Yes... the longplay part 1 is 4 hours!
So lets just remind ourselves what the original version was like. You start off as a fresh recruit (or 20 minuters to fans of Blackadder) and have to earn your wings first.
You do this by successfully completing a training mission of one of the 3 main game types and then join up at 56th Aerosquadron, Luxeuil France. From then on, the main storyline will run and then there are story scenes interspersed with random rotations of :
Dogfighting - the full 3D first person flying experience
Strafing - isometric/side view where you hit ground targets with your cannons
I really must stop trying to get screenshots AND try to play the game... |
Bombing - top down view to drop bombs on specific targets
Anyone who has ever played the original either on classic hardware or emulated will be familiar with all this. The game is a lot fun with plenty of variation on the core types of mission, but as is typical of games from that era, plenty difficult too.
So what about this release? As it's just the standard amiga version packaged up in a self-playing emulator, there's nothing new in the gameplay or graphics so this is all about the implementation into its mobile form and how well it's adapted to touchscreen life, and first impressions are good. There's a nice front end which handles the native mobile side and covers managing the game state when you suspend the device or switch away from the game.
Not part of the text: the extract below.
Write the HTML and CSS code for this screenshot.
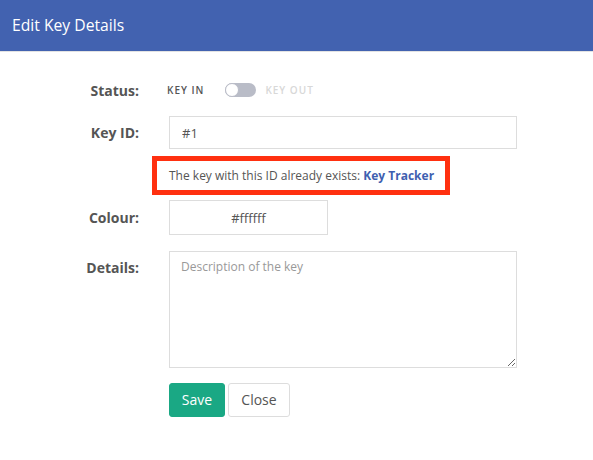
FILE: index.html
```html
<!DOCTYPE html>
<html>
<head>
<meta charset="utf-8">
<link rel="stylesheet" href="styles.css">
</head>
<body>
<div class="modal">
  <div class="header">Edit Key Details</div>
  <form class="form">
    <div class="row status-row">
      <label class="label">Status:</label>
      <div class="toggle-group">
        <span class="state on">KEY IN</span>
        <span class="switch"><span class="knob"></span></span>
        <span class="state off">KEY OUT</span>
      </div>
    </div>
    <div class="row id-row">
      <label class="label">Key ID:</label>
      <input class="input wide" type="text" value="#1">
    </div>
    <div class="row msg-row">
      <div class="alert">The key with this ID already exists: <a class="link">Key Tracker</a></div>
    </div>
    <div class="row colour-row">
      <label class="label">Colour:</label>
      <input class="input colour" type="text" value="#ffffff">
    </div>
    <div class="row details-row">
      <label class="label top">Details:</label>
      <textarea class="input wide area" placeholder="Description of the key"></textarea>
    </div>
    <div class="row btn-row">
      <button type="button" class="btn save">Save</button>
      <button type="button" class="btn close">Close</button>
    </div>
  </form>
</div>
</body>
</html>
```
FILE: styles.css
```css
* { box-sizing: border-box; }
body {
  margin: 0;
  font-family: "Open Sans", "Noto Sans", sans-serif;
  background: #fff;
  color: #555;
}
.header {
  height: 52px;
  background: #4262b0;
  color: #fff;
  font-size: 15.7px;
  line-height: 51px;
  padding-left: 12px;
  border-bottom: 1px solid #e3e3e3;
}
.form {
  display: flex;
  flex-direction: column;
}
.row {
  display: flex;
  align-items: center;
  gap: 30px;
}
.label {
  width: 139px;
  text-align: right;
  font-weight: 700;
  font-size: 14px;
  color: #555;
  flex: none;
}
.label.top { align-self: flex-start; padding-top: 7px; }
.status-row { margin-top: 29px; height: 18px; }
.toggle-group {
  display: flex;
  align-items: center;
}
.state {
  font-size: 10px;
  font-weight: 600;
  letter-spacing: 1px;
}
.state.on { color: #555; margin-left: -2px; }
.state.off { color: #d8d8d8; margin-left: 9px; }
.switch {
  margin-left: 21px;
  width: 31px;
  height: 14px;
  border-radius: 7px;
  background: #b9bcc7;
  position: relative;
  display: inline-block;
}
.knob {
  position: absolute;
  left: 0;
  top: 0;
  width: 14px;
  height: 14px;
  border-radius: 50%;
  background: #fff;
  border: 1px solid #b9bcc7;
}
.input {
  font-family: "Open Sans", "Noto Sans", sans-serif;
  font-size: 13px;
  color: #555;
  border: 1px solid #ddd;
  border-radius: 0;
  padding: 0 12px;
  outline: none;
  background: #fff;
}
.wide { width: 348px; }
.id-row { margin-top: 17px; }
.id-row .input { height: 33px; }
.msg-row { margin-top: 7px; padding-left: 152px; }
.alert {
  width: 298px;
  height: 39px;
  border: 5px solid #ff3010;
  padding-left: 12px;
  font-size: 12px;
  line-height: 29px;
  color: #555;
}
.link { color: #3f5fb0; font-weight: 700; }
.colour-row { margin-top: 5px; }
.colour {
  width: 159px;
  height: 35px;
  text-align: center;
}
.details-row { margin-top: 16px; align-items: flex-start; }
.area {
  height: 117px;
  padding: 6px 11px;
  resize: vertical;
  font-size: 12px;
  line-height: 18px;
}
.area::placeholder { color: #999; }
.btn-row { margin-top: 15px; padding-left: 169px; gap: 3px; }
.btn {
  font-family: "Open Sans", "Noto Sans", sans-serif;
  font-size: 14px;
  height: 34px;
  padding-bottom: 2px;
  border-radius: 3px;
  cursor: pointer;
}
.save {
  width: 56px;
  background: #1aa884;
  color: #fff;
  border: 1px solid #1aa884;
}
.close {
  width: 62px;
  background: #fff;
  color: #555;
  border: 1px solid #ddd;
}
```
When you come back, the game leaves right where you left off without losing progress.
Once inside the emulated game itself, you realise that a lot of the actions were covered by mouse and you start tapping on the screen to select items etc. Unfortunately they have chosen not to emulate mouse position from direct touches, but with an on-screen D-Pad and one fire button, which you move and "click" the mouse with. Not a big deal, but a little odd at first.
When you move into the game proper however, the on-screen D-Pad really lets everything down. I've always said that trying to shoehorn games into control systems they weren't explicitly designed for really sours the experience. Flying the Sopwith Camel was always a tricky affair and this control method makes it even more so. Maybe it's just me and a total inability to use on-screen D-Pads for hectic games and I've just been using physical controls for too long and just don't get on with them. But on the tablet (I must admit I haven't tried it on a phone sized device) the size of the D-Pad is too big to accurately hit without looking and I was frequently drifting across or up the screen just at a critical moment...
Crashed... |
can't even earn my wings... |
The emulator side is well thought out. There's a pop up keyboard for the typing bits that looks like the keys could've been stolen straight off an A500 and the emulation is accurate but they've sped up disk access times (probably emulated a hard disk as the original was HDD installable) so there's no loading times though they could've emulated an A1200 and got some better framerates in the 3D combat sections. As it stands the framerate is accurate to a vanilla 68000.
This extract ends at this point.